This is us

This is us

Tuesday, August 31, 2010

Hunger and the Climate Change

During this week the big discussions we have had on the Global Change course, has rotated around how hunger and bio-fuels are connected. Because these subjects are so complicated, it is difficult for us to grasp it all. That is why we now are airing the perspectives that we have thought about it.
Is bio-fuel the way to solve the climate changes, or are bio-fuels the source of the hunger problem, therefore causing an equally as big a problem?
As we see it, it really depends on how the bio-fuel is produced and from what and where. On one side bio-fuel is causing the big hunger problem in Tanzania, which leads to many people in Tanzania are starving, because big international companies are grabbing the land from the local people, and using it to produce jatropha or sugarcanes to mention some crops. This means that a lot of the land in Tanzania is used to grow crops that can’t be used as food for the local people. Then where is the food going to come from, when it is too expensive to import food from other countries? What I have just described is also provoking the prices on food in Tanzania, which means that food prices are rising so that people can’t afford to buy the food they need to survive, when 58% of the population of Tanzania are living for under 1 dollar a day.
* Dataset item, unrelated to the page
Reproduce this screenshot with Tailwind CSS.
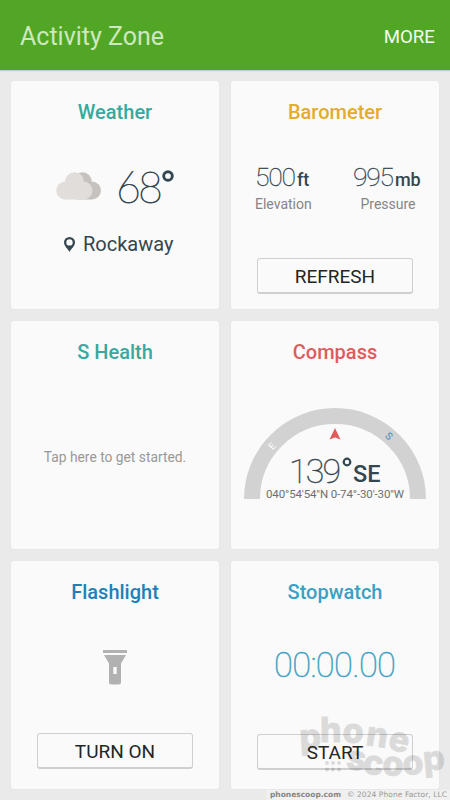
<!DOCTYPE html>
<html lang="en">
<head>
<meta charset="utf-8">
<title>Activity Zone</title>
<script src="https://cdn.jsdelivr.net/npm/@tailwindcss/browser@4"></script>
</head>
<body class="relative w-[450px] h-[800px] overflow-hidden bg-[#eaeaea] font-['Roboto',sans-serif]">
<header class="flex h-[70px] items-center justify-between bg-[#51a725] pl-5 pr-[15px] pt-[3px] shadow-[0_1px_1px_#c8c8c8]">
  <h1 class="text-[25px] leading-[30px] text-[#cfe8bf]">Activity Zone</h1>
  <button class="text-[18.700px] leading-6 text-[#f4faf0]">MORE</button>
</header>
<main class="grid grid-cols-[208px_208px] grid-rows-[228px_228px_228px] gap-3 pl-[11px] pt-[11px] text-center">
  <section class="flex flex-col items-center rounded-[2px] bg-[#fafafa] pt-[19px] shadow-[0_0_1px_#d0d0d0]">
    <h2 class="text-[20px] leading-6 font-medium text-[#38a99d]">Weather</h2>
    <div class="mt-[39px] flex h-[48px] w-full items-start pl-[45px]">
      <svg class="mt-[9px]" width="46" height="28" viewBox="0 0 46 28">
        <g fill="#c6c2bf"><circle cx="26.500" cy="9.500" r="9.200"/><circle cx="36" cy="18.500" r="9"/><path d="M20 12H36V27.500H20Z"/></g>
        <g fill="#e1dddb"><circle cx="18.500" cy="9.700" r="9.500"/><circle cx="9.200" cy="18.500" r="9"/><circle cx="27.500" cy="18.500" r="9"/><path d="M9.200 12H27.500V27.500H9.200Z"/></g>
      </svg>
      <span class="ml-[14px] font-['Lato',sans-serif] text-[43px] leading-[48px] font-thin tracking-[-3px] text-[#34464f] [-webkit-text-stroke:0.8px_#34464f]">68</span>
      <svg class="mt-[7px] ml-[2px]" width="12" height="12" viewBox="0 0 12 12"><circle cx="6" cy="6" r="4.300" fill="none" stroke="#34464f" stroke-width="2.900"/></svg>
    </div>
    <div class="mt-[21px] flex h-6 w-full items-center pl-[53px]">
      <svg width="11" height="15" viewBox="0 0 11 15"><path fill="#34464f" fill-rule="evenodd" d="M5.500 0A5.500 5.500 0 0 0 0 5.500C0 9 4 12 5.500 15C7 12 11 9 11 5.500A5.500 5.500 0 0 0 5.500 0ZM5.500 2.200A3.200 3.200 0 1 1 5.500 8.600A3.200 3.200 0 1 1 5.500 2.200Z"/></svg>
      <span class="ml-[8px] text-[20px] leading-6 text-[#34464f]">Rockaway</span>
    </div>
  </section>

  <section class="flex flex-col items-center rounded-[2px] bg-[#fafafa] pt-[19px] shadow-[0_0_1px_#d0d0d0]">
    <h2 class="text-[20px] leading-6 font-medium text-[#e3ac2b]">Barometer</h2>
    <div class="mt-[37px] flex w-full justify-between pl-[24px] pr-[16px] text-[#34464f]">
      <div class="w-[56px]">
        <div class="flex h-8 items-baseline whitespace-nowrap leading-[32px]"><span class="text-[26.500px] font-thin tracking-[-1.200px] [-webkit-text-stroke:0.3px_#34464f]">500</span><span class="ml-[2px] text-[18px] font-medium">ft</span></div>
        <div class="text-[14px] leading-[22px] text-[#858585]">Elevation</div>
      </div>
      <div class="w-[70px]">
        <div class="flex h-8 items-baseline whitespace-nowrap leading-[32px]"><span class="text-[26.500px] font-thin tracking-[-1.200px] [-webkit-text-stroke:0.3px_#34464f]">995</span><span class="ml-[2px] text-[18px] font-medium">mb</span></div>
        <div class="text-[14px] leading-[22px] text-[#858585]">Pressure</div>
      </div>
    </div>
    <button class="mt-[43px] h-[36px] w-[156px] rounded-[3px] border border-[#cfcfcf] border-b-2 text-[19px] leading-[35px] text-[#252525]">REFRESH</button>
  </section>

  <section class="flex flex-col items-center rounded-[2px] bg-[#fafafa] pt-[19px] shadow-[0_0_1px_#d0d0d0]">
    <h2 class="text-[20px] leading-6 font-medium text-[#38a99d]">S Health</h2>
    <p class="mt-[83px] text-[13.800px] leading-[20px] text-[#989898]">Tap here to get started.</p>
  </section>

  <section class="flex flex-col items-center rounded-[2px] bg-[#fafafa] pt-[19px] shadow-[0_0_1px_#d0d0d0]">
    <h2 class="text-[20px] leading-6 font-medium text-[#e05c5c]">Compass</h2>
    <svg class="mt-[43px]" width="184" height="94" viewBox="243 407 184 94">
      <path fill="none" stroke="#d2d2d2" stroke-width="16" d="M252 499A83 83 0 0 1 418 499"/>
      <path fill="#e05c5c" d="M335 428L340.500 439.500L335 437.500L329.500 439.500Z"/>
      <g font-family="Roboto, sans-serif">
        <text x="0" y="3.500" font-size="9.500" text-anchor="middle" fill="#fff" transform="translate(272 446) rotate(-49)">E</text>
        <text x="0" y="3.500" font-size="10" text-anchor="middle" fill="#4288b8" transform="translate(389 436) rotate(41)">S</text>
        <text x="289" y="482.500" font-weight="100" font-size="34" fill="#34464f" stroke="#34464f" stroke-width=".4" textLength="52" lengthAdjust="spacing">139</text>
        <circle cx="347" cy="462" r="3.300" fill="none" stroke="#34464f" stroke-width="2.200"/>
        <text x="353" y="482" font-weight="500" font-size="23" fill="#34464f" textLength="27.500" lengthAdjust="spacingAndGlyphs">SE</text>
        <text x="266" y="498" font-size="11.500" fill="#6f6f6f" textLength="138">040°54'54"N 0-74°-30'-30"W</text>
      </g>
    </svg>
  </section>

  <section class="flex flex-col items-center rounded-[2px] bg-[#fafafa] pt-[19px] shadow-[0_0_1px_#d0d0d0]">
    <h2 class="text-[20px] leading-6 font-medium text-[#2180b8]">Flashlight</h2>
    <svg class="mt-[46px]" width="24" height="35" viewBox="0 0 24 35">
      <path fill="#b1b1b1" fill-rule="evenodd" d="M0 0H24V3H0ZM1 5H23L18 13.500V32Q18 34.500 15.500 34.500H8.500Q6 34.500 6 32V13.500ZM10.300 17V24H13.700V17Z"/>
    </svg>
    <button class="mt-[48px] h-[36px] w-[156px] rounded-[3px] border border-[#cfcfcf] border-b-2 text-[19px] leading-[35px] text-[#252525]">TURN ON</button>
  </section>

  <section class="flex flex-col items-center rounded-[2px] bg-[#fafafa] pt-[19px] shadow-[0_0_1px_#d0d0d0]">
    <h2 class="text-[20px] leading-6 font-medium text-[#3c9fc4]">Stopwatch</h2>
    <svg class="mt-[39px]" width="124" height="44" viewBox="0 0 124 44"><text x="1" y="34" font-family="Roboto, sans-serif" font-weight="100" font-size="34.500" fill="#3c9fc4" stroke="#3c9fc4" stroke-width=".5" textLength="122" lengthAdjust="spacing">00:00.00</text></svg>
    <button class="mt-[47px] h-[36px] w-[156px] rounded-[3px] border border-[#cfcfcf] border-b-2 text-[19px] leading-[35px] text-[#252525]">START</button>
  </section>
</main>
<svg class="pointer-events-none absolute left-[266px] top-[710px]" width="184" height="90" viewBox="266 710 184 90">
  <path fill="#fff" fill-opacity=".3" d="M266 790H450V800H266Z"/>
  <g opacity=".12" stroke="#000" stroke-width=".8" font-family="Inter, sans-serif" font-weight="800" font-size="34">
    <text x="300 320 342 365 387" y="749 742 742 745 749" rotate="-3 0 4 8 12">phone</text>
    <text x="345 362 382 403 424" y="768 773 775 775 771" rotate="10 8 3 -3 -5">scoop</text>
    <g stroke="none"><circle cx="327" cy="763" r="2"/><circle cx="333" cy="763" r="2"/><circle cx="339" cy="763" r="2"/><circle cx="327" cy="769.500" r="2"/><circle cx="333" cy="769.500" r="2"/><circle cx="339" cy="769.500" r="2"/></g>
  </g>
  <g font-family="'DejaVu Sans', sans-serif" font-size="7.500">
    <text x="270" y="797" font-weight="700" fill="#858585" textLength="71">phonescoop.com</text>
    <text x="347" y="797" fill="#999" textLength="100">© 2024 Phone Factor, LLC</text>
  </g>
</svg>
</body>
</html>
So from this perspective bio-fuel in Tanzania is one of the root problems to hunger in Tanzania.
On the other hand, bio-fuel is also framed as a product to come about the climate changes on a global level. If we don’t try to do something about the climate changes in the world, the climate is also going to make it difficult or almost impossible to cultivate the land and thereby getting food for the starving people. So how to go around these problems, when it seems that one problem leads to the other?
As I mentioned in the beginning of this blog post, it is also a discussing of how, where and of what bio-fuels are produced. The situation in Tanzania, as we see it, is quite complicated, because the bio-fuel is being produced from non-eatable crops, and because the production of bio-fuels demands huge amounts of energy, which also contribute to the global warming.
So as you might have read from this post, this is still a debate that we are having and that is very importent for our future campaign.
We therefore call upon you to join in, and tell us what you think about this subject. Several minds think better the one!

Thoughts from Sara, a student at the Global Change course in Tanzania.